Большинство заместителей командиров по политчасти, оказавшихся в крепости, возложив на себя полномочия командиров, достойно проявили себя в сложнейших условиях, а опора на "политическую линию" стала дублирующим элементом боевого управления при разрушении сложившейся штатной структуры. Предвоенная политработа оказалась связующим звеном для бойцов различных частей - их участие в полковых и дивизионных комсомольских и партийных мероприятиях обеспечило горизонтальные связи, что оказались как нельзя более востребованными в период обороны Брестской крепости.
Автор выражает искреннюю признательность Юрию Фомину (Брянск) за помощь в подготовке материала.
- 1. Сектор кольцевой казармы, примыкавший к Трехарочным воротам, названный так немцами очевидно из-за близости к зданию Белого дворца (бывшего офицерского собрания).
- 2. Брест. Лето 1941 / под ред. К. Ганцера. Смоленск, 2017. С. 451-452.
- 3. Бешанов В.В. Брестская крепость. М., 2009. Стр. 315.
- 4. Очевидно - Южный мост (южнее Южного острова).
- 5. Очевидно - сборный пункт военнопленных у форта VI (на развилке дорог в полутора километрах юго-восточнее Тересполя).
- 6. Центральный музей Вооруженных сил.

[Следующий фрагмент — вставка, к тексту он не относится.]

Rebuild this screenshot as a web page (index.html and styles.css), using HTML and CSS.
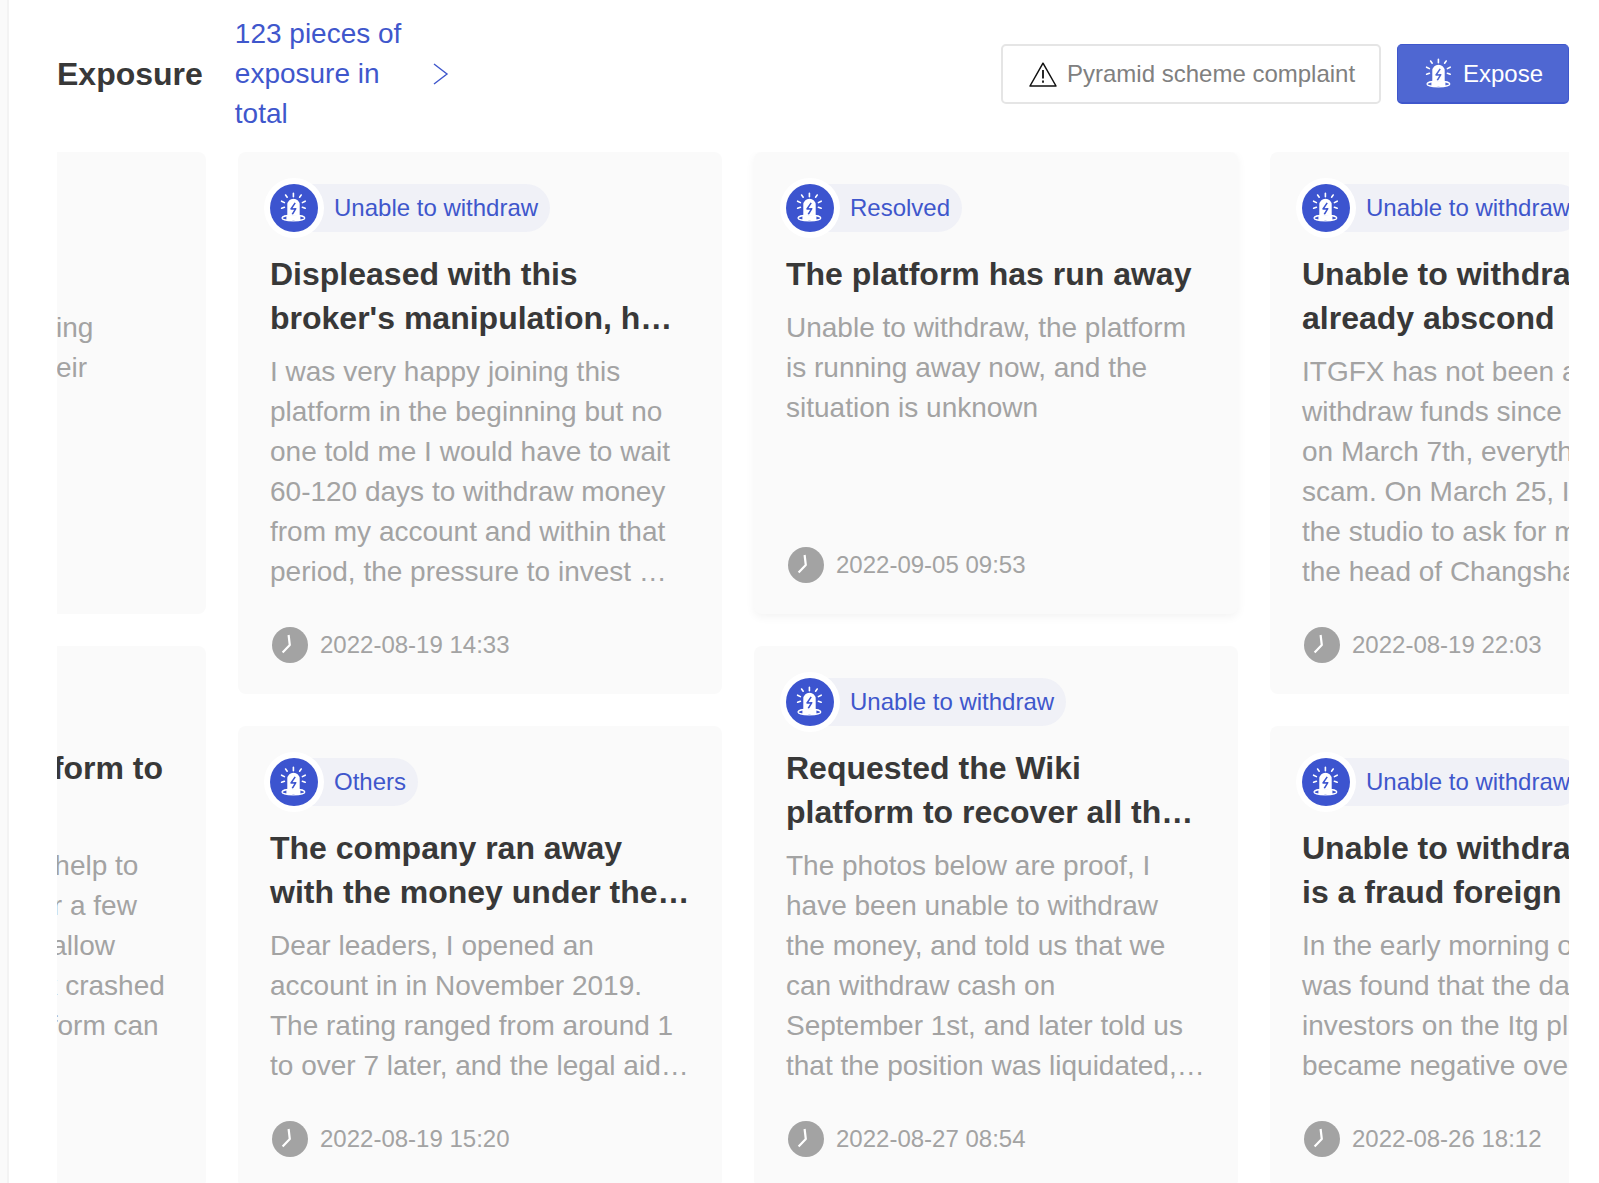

Документальный фонд. Б-4/271. Письмо А.М. Филя.
- 7. Алиев Р.В., Рыжов И.Ю. Брест. Июнь. Крепость. В 2 кн. М., 2014. Кн. 2. Ч. 2. С. 125.
- 8. Возможно - в одном из казематов т.н. "пкт 145" (вала напротив Дома офицеров). Примечательно, что и сам участок обороны, и роль Венедиктова до сих пор остаются вне официальной истории обороны крепости (в пкт 145 работает кафе "Цитадель"), хотя оборону здесь держали дольше, чем в Доме офицеров.